Downstream of the inlet 110, an isolation element 112 is arranged within the combiner box 100 to control the delivery of power to the home 12. The isolation element 112 may include a relay, contactor, relay, or other electrically operated switching device configured to interrupt both line conductors. In the illustrated embodiment, the isolation element 112 is rated for approximately 100 A and is normally open unless actuated by the control circuitry 50. This internal disconnect represents a second layer of protection in combination with the mechanical interlock plate 90, ensuring that power from the V2H adapter 102 cannot be supplied to the electrical panel 20 unless both the mechanical and electronic conditions for backfeeding are satisfied.
The output of the isolation element 112 is routed through conductors extending from the combiner box 100 to the auxiliary breaker 84 in the electrical panel 20. As shown in FIG. 3, the auxiliary breaker 84 is in the ON position while the main breaker 82 is OFF and obstructed by the interlock plate 90, establishing the required configuration for energizing the home 12 from the combiner box 100.
The combiner box 100 includes a current sensor 114 positioned to measure electrical current flowing from the isolation element 112 toward the auxiliary breaker 84. The current sensor 114 may include a current transformer, Hall-effect sensor, shunt-based detector, or similar device capable of providing real-time current measurements to the controller 52. The controller 52 evaluates the measured current to confirm expected operation of the V2H adapter 102, detect overloads, and monitor the aggregate load presented by the home 12.

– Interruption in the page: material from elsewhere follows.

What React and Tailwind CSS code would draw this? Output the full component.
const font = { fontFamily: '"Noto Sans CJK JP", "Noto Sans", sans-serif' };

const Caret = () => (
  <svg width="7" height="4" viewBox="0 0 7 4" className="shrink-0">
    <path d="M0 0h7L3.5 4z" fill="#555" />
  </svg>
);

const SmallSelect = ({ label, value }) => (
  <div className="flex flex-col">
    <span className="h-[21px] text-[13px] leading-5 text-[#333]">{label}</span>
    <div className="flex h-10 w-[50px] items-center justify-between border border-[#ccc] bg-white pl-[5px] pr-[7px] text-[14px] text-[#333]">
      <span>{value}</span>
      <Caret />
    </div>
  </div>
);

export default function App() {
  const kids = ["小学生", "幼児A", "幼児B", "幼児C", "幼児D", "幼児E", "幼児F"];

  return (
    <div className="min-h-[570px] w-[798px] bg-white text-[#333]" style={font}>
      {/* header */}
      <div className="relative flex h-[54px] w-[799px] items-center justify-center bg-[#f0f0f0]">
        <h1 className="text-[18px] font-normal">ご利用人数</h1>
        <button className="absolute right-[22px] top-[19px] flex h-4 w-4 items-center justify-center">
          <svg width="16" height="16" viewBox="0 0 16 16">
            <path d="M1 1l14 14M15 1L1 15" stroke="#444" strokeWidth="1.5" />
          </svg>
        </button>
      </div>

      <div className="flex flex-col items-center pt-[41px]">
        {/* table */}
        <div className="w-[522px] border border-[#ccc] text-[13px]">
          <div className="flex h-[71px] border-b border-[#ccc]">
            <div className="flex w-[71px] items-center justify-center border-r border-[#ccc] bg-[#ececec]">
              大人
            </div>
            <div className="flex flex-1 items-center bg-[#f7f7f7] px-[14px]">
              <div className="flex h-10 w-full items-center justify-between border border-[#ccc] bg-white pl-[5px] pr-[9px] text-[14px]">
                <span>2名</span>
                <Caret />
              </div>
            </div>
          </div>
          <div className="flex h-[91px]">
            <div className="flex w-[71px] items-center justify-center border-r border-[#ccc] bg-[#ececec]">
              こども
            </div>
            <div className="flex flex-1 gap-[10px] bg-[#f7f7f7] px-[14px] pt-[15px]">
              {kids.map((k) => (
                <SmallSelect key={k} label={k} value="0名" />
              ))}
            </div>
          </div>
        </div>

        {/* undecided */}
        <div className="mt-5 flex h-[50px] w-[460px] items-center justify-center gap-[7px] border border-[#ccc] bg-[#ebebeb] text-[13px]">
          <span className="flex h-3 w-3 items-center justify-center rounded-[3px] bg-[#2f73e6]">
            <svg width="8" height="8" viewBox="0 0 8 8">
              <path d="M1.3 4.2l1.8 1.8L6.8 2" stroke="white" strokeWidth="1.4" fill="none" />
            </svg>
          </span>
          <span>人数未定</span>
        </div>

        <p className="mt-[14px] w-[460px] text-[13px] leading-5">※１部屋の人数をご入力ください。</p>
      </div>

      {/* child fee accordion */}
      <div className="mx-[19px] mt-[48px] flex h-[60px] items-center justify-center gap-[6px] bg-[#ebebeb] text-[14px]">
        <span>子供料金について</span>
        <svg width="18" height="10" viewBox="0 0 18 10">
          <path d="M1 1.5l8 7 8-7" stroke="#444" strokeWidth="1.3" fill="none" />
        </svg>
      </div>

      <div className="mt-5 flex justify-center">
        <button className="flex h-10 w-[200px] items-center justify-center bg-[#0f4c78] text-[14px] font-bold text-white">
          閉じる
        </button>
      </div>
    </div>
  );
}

A voltage sensing sub-element 118 is connected to monitor one or more conductors associated with the inlet 110, the output of the isolation element 112, or both. The voltage sensing sub-element 118 provides the controller 52 with information indicative of the presence of V2H power, the magnitude of the supplied voltage, and the stability of the AC waveform. This information permits the controller 52 to validate that appropriate conditions exist before closing the isolation element 112, and to detect abnormal conditions during operation.
The combiner box 100 includes an NFT 60 arranged along the AC output path. The NFT 60 establishes a neutral reference for the backfeed connection when the connected distributed energy resource does not supply a bonded or stable neutral. The NFT 60 may include winding arrangements or other circuitry that condition the line conductors and generate a derived neutral suitable for connection to the auxiliary breaker 84 and the electrical panel 20. During operation, the NFT 60 cooperates with the isolation element 112 and the current sensor 114 to support delivery of conditioned power toward the home 12. In some implementations, the NFT 60 is continuously energized when a source is active, and the controller 52 manages engagement of the switching elements so that the NFT 60 is driven by only one source at a given time.
The controller 52 coordinates the operation of the combiner box 100. The controller 52 receives sensor measurements from the current sensor 114 and voltage sensing sub-element 118, and generates control signals to a driver sub-element 116. The driver sub-element 116 provides the appropriate electrical interface to actuate the isolation element 112. For example, where the isolation element 112 is implemented as a relay, the driver sub-element 116 may deliver pulses of controlled polarity or duration to set or reset the relay. In other configurations, the driver sub-element 116 may control coil current or otherwise manage switching transitions.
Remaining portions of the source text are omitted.